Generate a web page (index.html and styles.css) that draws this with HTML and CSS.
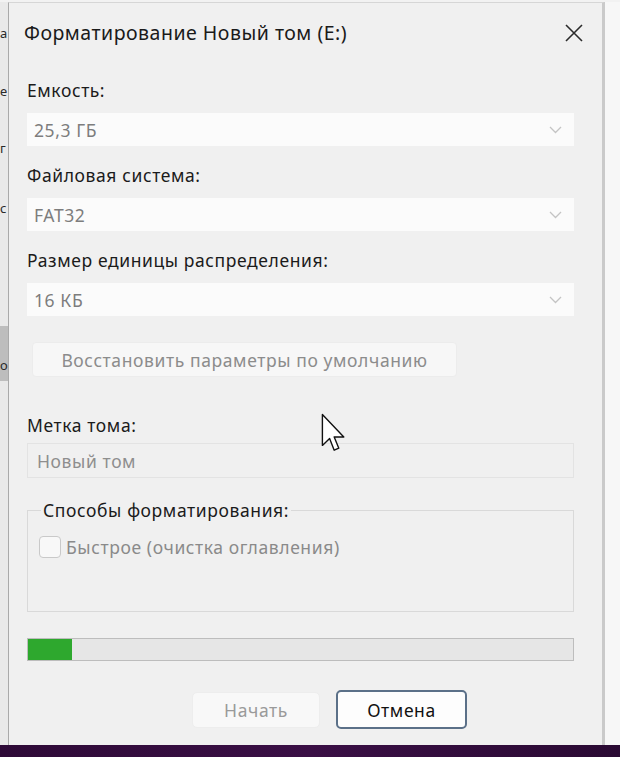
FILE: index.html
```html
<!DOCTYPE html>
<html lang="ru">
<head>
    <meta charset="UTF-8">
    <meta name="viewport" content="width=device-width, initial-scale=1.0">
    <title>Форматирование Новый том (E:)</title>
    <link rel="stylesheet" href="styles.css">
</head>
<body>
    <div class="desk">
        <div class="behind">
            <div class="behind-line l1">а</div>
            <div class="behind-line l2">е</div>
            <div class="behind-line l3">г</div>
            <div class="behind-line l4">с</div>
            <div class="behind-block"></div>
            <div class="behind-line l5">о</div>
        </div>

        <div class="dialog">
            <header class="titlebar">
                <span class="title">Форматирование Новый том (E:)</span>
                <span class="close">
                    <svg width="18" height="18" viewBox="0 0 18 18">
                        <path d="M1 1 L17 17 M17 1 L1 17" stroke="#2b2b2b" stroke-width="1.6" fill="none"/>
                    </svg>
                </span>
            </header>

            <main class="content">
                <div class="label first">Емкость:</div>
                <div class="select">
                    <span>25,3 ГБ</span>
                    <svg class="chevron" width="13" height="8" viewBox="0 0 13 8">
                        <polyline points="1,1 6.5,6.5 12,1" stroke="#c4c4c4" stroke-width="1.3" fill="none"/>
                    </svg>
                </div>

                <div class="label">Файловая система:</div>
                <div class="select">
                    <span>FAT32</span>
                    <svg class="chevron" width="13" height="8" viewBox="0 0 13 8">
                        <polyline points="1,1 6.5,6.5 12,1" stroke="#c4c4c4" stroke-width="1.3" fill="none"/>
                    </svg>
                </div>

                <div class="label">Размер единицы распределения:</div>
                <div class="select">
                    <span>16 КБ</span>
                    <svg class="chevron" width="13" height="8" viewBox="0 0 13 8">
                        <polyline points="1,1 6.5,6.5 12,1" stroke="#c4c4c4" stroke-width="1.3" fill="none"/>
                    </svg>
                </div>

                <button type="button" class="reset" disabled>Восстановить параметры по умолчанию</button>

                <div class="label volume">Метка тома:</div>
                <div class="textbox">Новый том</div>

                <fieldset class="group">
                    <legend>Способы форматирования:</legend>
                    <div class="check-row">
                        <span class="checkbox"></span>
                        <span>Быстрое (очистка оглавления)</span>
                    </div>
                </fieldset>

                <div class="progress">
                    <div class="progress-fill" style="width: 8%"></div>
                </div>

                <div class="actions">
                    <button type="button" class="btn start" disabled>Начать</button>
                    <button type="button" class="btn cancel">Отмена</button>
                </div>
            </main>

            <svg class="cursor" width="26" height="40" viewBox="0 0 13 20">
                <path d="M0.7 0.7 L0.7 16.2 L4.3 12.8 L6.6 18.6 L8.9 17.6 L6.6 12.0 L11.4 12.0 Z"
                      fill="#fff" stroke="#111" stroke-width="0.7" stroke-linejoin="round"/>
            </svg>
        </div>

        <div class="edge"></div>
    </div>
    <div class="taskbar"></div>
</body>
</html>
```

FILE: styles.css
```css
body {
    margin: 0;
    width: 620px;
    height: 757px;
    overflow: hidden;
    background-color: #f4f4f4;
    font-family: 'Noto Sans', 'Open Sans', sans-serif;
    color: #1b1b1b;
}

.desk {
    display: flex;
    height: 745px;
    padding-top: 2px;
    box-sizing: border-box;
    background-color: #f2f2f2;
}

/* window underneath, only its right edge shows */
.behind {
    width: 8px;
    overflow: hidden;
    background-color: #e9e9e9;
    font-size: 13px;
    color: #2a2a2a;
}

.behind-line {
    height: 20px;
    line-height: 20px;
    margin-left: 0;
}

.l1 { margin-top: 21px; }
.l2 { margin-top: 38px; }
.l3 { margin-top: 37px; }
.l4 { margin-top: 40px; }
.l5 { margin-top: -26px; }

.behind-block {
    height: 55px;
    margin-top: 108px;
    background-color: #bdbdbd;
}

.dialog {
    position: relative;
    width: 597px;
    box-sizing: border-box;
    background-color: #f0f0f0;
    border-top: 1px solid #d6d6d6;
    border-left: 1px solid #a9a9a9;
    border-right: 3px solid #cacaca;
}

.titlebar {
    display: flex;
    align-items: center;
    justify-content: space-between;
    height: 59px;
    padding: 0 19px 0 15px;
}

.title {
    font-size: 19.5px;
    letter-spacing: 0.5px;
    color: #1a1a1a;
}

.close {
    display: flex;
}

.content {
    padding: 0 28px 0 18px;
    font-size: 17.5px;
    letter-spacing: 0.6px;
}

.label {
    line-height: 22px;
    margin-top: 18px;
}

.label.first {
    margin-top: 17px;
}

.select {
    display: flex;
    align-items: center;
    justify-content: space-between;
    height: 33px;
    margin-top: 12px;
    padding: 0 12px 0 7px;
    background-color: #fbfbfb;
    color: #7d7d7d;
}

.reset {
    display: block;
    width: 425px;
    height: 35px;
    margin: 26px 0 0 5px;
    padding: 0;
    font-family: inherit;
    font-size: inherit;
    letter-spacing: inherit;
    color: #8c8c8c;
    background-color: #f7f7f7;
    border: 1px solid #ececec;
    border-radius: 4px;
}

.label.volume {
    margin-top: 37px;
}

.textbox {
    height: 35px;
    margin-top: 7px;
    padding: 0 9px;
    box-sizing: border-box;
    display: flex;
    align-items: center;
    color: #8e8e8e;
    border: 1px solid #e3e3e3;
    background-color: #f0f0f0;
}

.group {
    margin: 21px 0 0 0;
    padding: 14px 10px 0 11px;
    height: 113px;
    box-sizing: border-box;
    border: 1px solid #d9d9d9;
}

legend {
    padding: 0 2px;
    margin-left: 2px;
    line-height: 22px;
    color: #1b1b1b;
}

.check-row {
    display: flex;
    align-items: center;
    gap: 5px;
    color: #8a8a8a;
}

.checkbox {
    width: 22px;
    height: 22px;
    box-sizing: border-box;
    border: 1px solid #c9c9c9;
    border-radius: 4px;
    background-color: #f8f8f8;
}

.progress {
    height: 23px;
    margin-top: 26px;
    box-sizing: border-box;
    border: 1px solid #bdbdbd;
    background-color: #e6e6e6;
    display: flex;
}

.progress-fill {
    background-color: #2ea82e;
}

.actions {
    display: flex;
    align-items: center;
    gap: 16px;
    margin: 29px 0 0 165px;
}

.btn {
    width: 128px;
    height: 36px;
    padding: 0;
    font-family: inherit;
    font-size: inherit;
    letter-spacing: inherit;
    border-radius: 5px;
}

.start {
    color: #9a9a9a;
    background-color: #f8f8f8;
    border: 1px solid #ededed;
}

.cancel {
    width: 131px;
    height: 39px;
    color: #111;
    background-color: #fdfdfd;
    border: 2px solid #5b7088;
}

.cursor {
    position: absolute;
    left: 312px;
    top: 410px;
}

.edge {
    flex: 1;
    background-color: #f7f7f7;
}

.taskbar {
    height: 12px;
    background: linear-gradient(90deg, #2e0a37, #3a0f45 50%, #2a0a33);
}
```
━━━━━━━━
Requirement: Transcribe the whole listing exactly. Pictures stay out of your copy.

Response to the exercise:
Generate a web page (index.html and styles.css) that draws this with HTML and CSS.
FILE: index.html
```html
<!DOCTYPE html>
<html lang="ru">
<head>
    <meta charset="UTF-8">
    <meta name="viewport" content="width=device-width, initial-scale=1.0">
    <title>Форматирование Новый том (E:)</title>
    <link rel="stylesheet" href="styles.css">
</head>
<body>
    <div class="desk">
        <div class="behind">
            <div class="behind-line l1">а</div>
            <div class="behind-line l2">е</div>
            <div class="behind-line l3">г</div>
            <div class="behind-line l4">с</div>
            <div class="behind-block"></div>
            <div class="behind-line l5">о</div>
        </div>

        <div class="dialog">
            <header class="titlebar">
                <span class="title">Форматирование Новый том (E:)</span>
                <span class="close">
                    <svg width="18" height="18" viewBox="0 0 18 18">
                        <path d="M1 1 L17 17 M17 1 L1 17" stroke="#2b2b2b" stroke-width="1.6" fill="none"/>
                    </svg>
                </span>
            </header>

            <main class="content">
                <div class="label first">Емкость:</div>
                <div class="select">
                    <span>25,3 ГБ</span>
                    <svg class="chevron" width="13" height="8" viewBox="0 0 13 8">
                        <polyline points="1,1 6.5,6.5 12,1" stroke="#c4c4c4" stroke-width="1.3" fill="none"/>
                    </svg>
                </div>

                <div class="label">Файловая система:</div>
                <div class="select">
                    <span>FAT32</span>
                    <svg class="chevron" width="13" height="8" viewBox="0 0 13 8">
                        <polyline points="1,1 6.5,6.5 12,1" stroke="#c4c4c4" stroke-width="1.3" fill="none"/>
                    </svg>
                </div>

                <div class="label">Размер единицы распределения:</div>
                <div class="select">
                    <span>16 КБ</span>
                    <svg class="chevron" width="13" height="8" viewBox="0 0 13 8">
                        <polyline points="1,1 6.5,6.5 12,1" stroke="#c4c4c4" stroke-width="1.3" fill="none"/>
                    </svg>
                </div>

                <button type="button" class="reset" disabled>Восстановить параметры по умолчанию</button>

                <div class="label volume">Метка тома:</div>
                <div class="textbox">Новый том</div>

                <fieldset class="group">
                    <legend>Способы форматирования:</legend>
                    <div class="check-row">
                        <span class="checkbox"></span>
                        <span>Быстрое (очистка оглавления)</span>
                    </div>
                </fieldset>

                <div class="progress">
                    <div class="progress-fill" style="width: 8%"></div>
                </div>

                <div class="actions">
                    <button type="button" class="btn start" disabled>Начать</button>
                    <button type="button" class="btn cancel">Отмена</button>
                </div>
            </main>

            <svg class="cursor" width="26" height="40" viewBox="0 0 13 20">
                <path d="M0.7 0.7 L0.7 16.2 L4.3 12.8 L6.6 18.6 L8.9 17.6 L6.6 12.0 L11.4 12.0 Z"
                      fill="#fff" stroke="#111" stroke-width="0.7" stroke-linejoin="round"/>
            </svg>
        </div>

        <div class="edge"></div>
    </div>
    <div class="taskbar"></div>
</body>
</html>
```

FILE: styles.css
```css
body {
    margin: 0;
    width: 620px;
    height: 757px;
    overflow: hidden;
    background-color: #f4f4f4;
    font-family: 'Noto Sans', 'Open Sans', sans-serif;
    color: #1b1b1b;
}

.desk {
    display: flex;
    height: 745px;
    padding-top: 2px;
    box-sizing: border-box;
    background-color: #f2f2f2;
}

/* window underneath, only its right edge shows */
.behind {
    width: 8px;
    overflow: hidden;
    background-color: #e9e9e9;
    font-size: 13px;
    color: #2a2a2a;
}

.behind-line {
    height: 20px;
    line-height: 20px;
    margin-left: 0;
}

.l1 { margin-top: 21px; }
.l2 { margin-top: 38px; }
.l3 { margin-top: 37px; }
.l4 { margin-top: 40px; }
.l5 { margin-top: -26px; }

.behind-block {
    height: 55px;
    margin-top: 108px;
    background-color: #bdbdbd;
}

.dialog {
    position: relative;
    width: 597px;
    box-sizing: border-box;
    background-color: #f0f0f0;
    border-top: 1px solid #d6d6d6;
    border-left: 1px solid #a9a9a9;
    border-right: 3px solid #cacaca;
}

.titlebar {
    display: flex;
    align-items: center;
    justify-content: space-between;
    height: 59px;
    padding: 0 19px 0 15px;
}

.title {
    font-size: 19.5px;
    letter-spacing: 0.5px;
    color: #1a1a1a;
}

.close {
    display: flex;
}

.content {
    padding: 0 28px 0 18px;
    font-size: 17.5px;
    letter-spacing: 0.6px;
}

.label {
    line-height: 22px;
    margin-top: 18px;
}

.label.first {
    margin-top: 17px;
}

.select {
    display: flex;
    align-items: center;
    justify-content: space-between;
    height: 33px;
    margin-top: 12px;
    padding: 0 12px 0 7px;
    background-color: #fbfbfb;
    color: #7d7d7d;
}

.reset {
    display: block;
    width: 425px;
    height: 35px;
    margin: 26px 0 0 5px;
    padding: 0;
    font-family: inherit;
    font-size: inherit;
    letter-spacing: inherit;
    color: #8c8c8c;
    background-color: #f7f7f7;
    border: 1px solid #ececec;
    border-radius: 4px;
}

.label.volume {
    margin-top: 37px;
}

.textbox {
    height: 35px;
    margin-top: 7px;
    padding: 0 9px;
    box-sizing: border-box;
    display: flex;
    align-items: center;
    color: #8e8e8e;
    border: 1px solid #e3e3e3;
    background-color: #f0f0f0;
}

.group {
    margin: 21px 0 0 0;
    padding: 14px 10px 0 11px;
    height: 113px;
    box-sizing: border-box;
    border: 1px solid #d9d9d9;
}

legend {
    padding: 0 2px;
    margin-left: 2px;
    line-height: 22px;
    color: #1b1b1b;
}

.check-row {
    display: flex;
    align-items: center;
    gap: 5px;
    color: #8a8a8a;
}

.checkbox {
    width: 22px;
    height: 22px;
    box-sizing: border-box;
    border: 1px solid #c9c9c9;
    border-radius: 4px;
    background-color: #f8f8f8;
}

.progress {
    height: 23px;
    margin-top: 26px;
    box-sizing: border-box;
    border: 1px solid #bdbdbd;
    background-color: #e6e6e6;
    display: flex;
}

.progress-fill {
    background-color: #2ea82e;
}

.actions {
    display: flex;
    align-items: center;
    gap: 16px;
    margin: 29px 0 0 165px;
}

.btn {
    width: 128px;
    height: 36px;
    padding: 0;
    font-family: inherit;
    font-size: inherit;
    letter-spacing: inherit;
    border-radius: 5px;
}

.start {
    color: #9a9a9a;
    background-color: #f8f8f8;
    border: 1px solid #ededed;
}

.cancel {
    width: 131px;
    height: 39px;
    color: #111;
    background-color: #fdfdfd;
    border: 2px solid #5b7088;
}

.cursor {
    position: absolute;
    left: 312px;
    top: 410px;
}

.edge {
    flex: 1;
    background-color: #f7f7f7;
}

.taskbar {
    height: 12px;
    background: linear-gradient(90deg, #2e0a37, #3a0f45 50%, #2a0a33);
}
```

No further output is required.